Chances are, the New York Times won’t be prosecuted under the Espionage Act for reporting on a secret financial-monitoring program used to trace terrorists. This is one of those Constitutionally opaque areas where reasonable people can agree that a free press is indispensable to a meaningful democracy, that prior restraint is philosophically anathema, that the Fourth Amendment is seriously sacred stuff, that we all think we know what the Founding Fathers would say and that the people’s right to know is sacrosanct — but not quite absolute. You don’t, say, aid or abet the enemy. You don’t give away troop movements. That sort of thing.
The Nixon Administration didn’t want the Pentagon Papers to go public, because it was politically embarrassing and demoralizing.
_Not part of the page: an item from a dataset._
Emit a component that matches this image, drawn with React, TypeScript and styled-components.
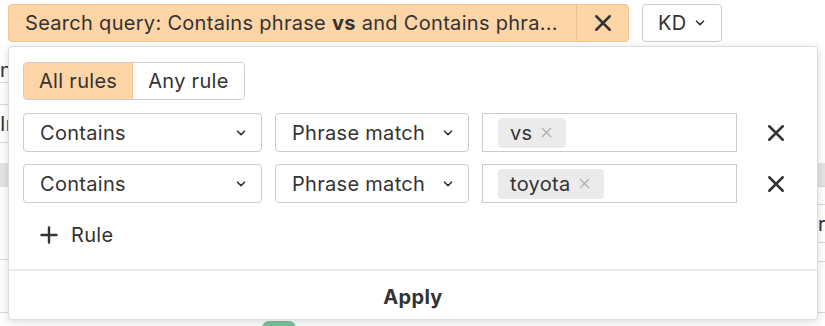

How the U.S. dominoed itself into Vietnam in the first place would further fuel the anti-war furor. But that was not a compelling enough reason to proscribe publication by the New York Times. I still have my copy.
And ironically there was the Times’ acquiescence to President John F. Kennedy’s entreaty to not blow the cover of CIA-funded rebels prepping to invade Cuba. To his dying day, Kennedy regretted being so persuasive. The unco-opted Bay of Pigs plans became, of course, a tragic fiasco and precursor to the Cuban Missile Crisis.
To publish or not to publish is ultimately a soul-searching, ethically-wrenching “hard call,” as acknowledged by Times’ executive editor Bill Keller. It better be – even for the ostensibly apolitical and the would-be omniscient. An unelected media that buys ink by the barrel is a requisite check on government power – but it’s not a leak-reliant trump card in time of national peril.
And context means everything.
Consider the paranoid, adversarial Nixon Administration. Or the newly-elected, young, Eastern establishment, New Frontier Kennedy Administration. Or Fortress Bush – hardly a citadel of veracity from countdown to Iraq to Katrina aftermath to Valerie Plame’s CIA outing.
And speaking of context. The United States is a country at war. Not a police action or a conflict or a Cold War proxy fight. Recall that Ho Chi Minh never threatened to attack America.
This is a civilizational war. The kind you must win. Ask Israel. The kind you err on the side of protecting lives – and ways of life — for.
Bill Keller might not get that. Neither might Jon Stewart. But they’re being protected too.